Why Strings as Classes? [C++ iterator]

Fawzi Mohamed fmohamed at mac.com
Thu Aug 28 02:47:22 PDT 2008


On 2008-08-28 00:24:50 +0200, Dee Girl <deegirl at noreply.com> said:

> Derek Parnell Wrote:
> 
>> On Wed, 27 Aug 2008 17:08:47 -0400, Nick Sabalausky wrote:
>> 
>>> The way I see it, encapsulation is all about the black box idea. And the
>>> only things you can see from outside the black box are the inputs and
>>> outputs.
>> 
>> Well said.
> 
> I am sorry I will say my opinion. This sounds good but is simplistic. 
> Black box is good in principle. But it assume you found right interface 
> for the black box. If you define bad interface you have a bad black 
> box. Also please remember that iterator is black box also. But it 
> defines right interface.

I agree with the meaning, but I disagree with the example.
I think that iterators are an example of bad interface, as also others 
brought up the iterator as good example I though that I should say 
something.

An iterator should be like a generator, have a method next, and one 
at_end or something similar packaged (and maybe prev() and at_start() 
if it can also go back) in a single struct, furthermore it should work 
seamlessly with a kind of for_each(x;iterator) construct.

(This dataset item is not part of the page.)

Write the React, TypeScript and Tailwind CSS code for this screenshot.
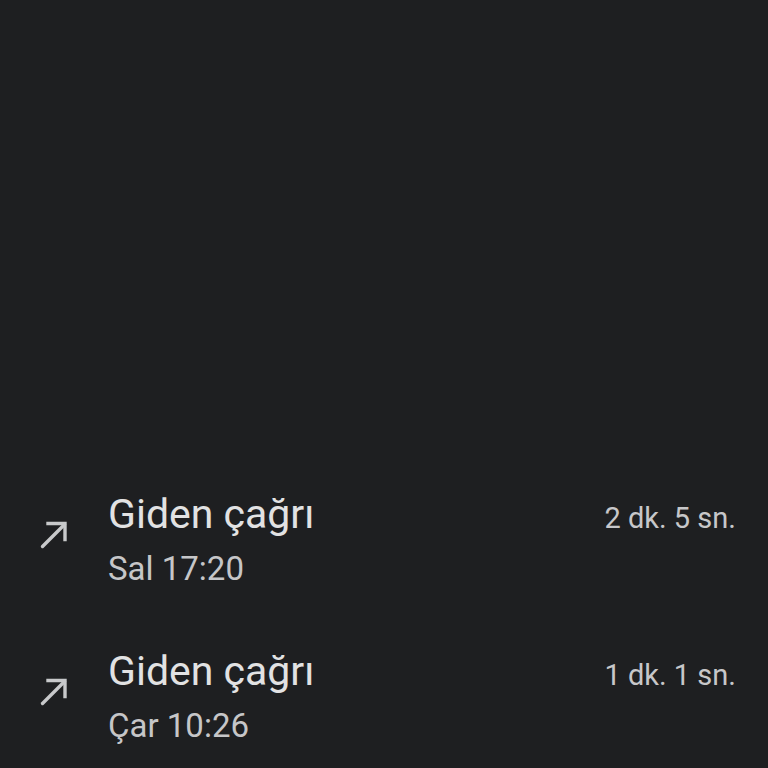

Instead C++ choose to have begin & end iterators, simply because with 
that construct it is trivial for the compiler to optimize it for 
arrays, and you can use pointers as iterators without a 
cast/constructor.

This means a worse interface for 99% of the uses, apart form arrays and 
vectors I think one is better off without end iterator, and even when 
this is not the case writing something like for_each(x;FromTo(a,b)), 
with FromTo constructing a generator is (I think) better than 
for(i=t.begin();i!=t.end();++t), and the implementation of an a 
generator itself is easier (no ==,!=,increment, decrement(pre/post),... 
for performance reasons)

As I believe that the optimizations to make the better interface be as 
efficient as the iterator one are perfectly doable (some work, yes, but 
not extremely much so), I see no good reason for C++ design.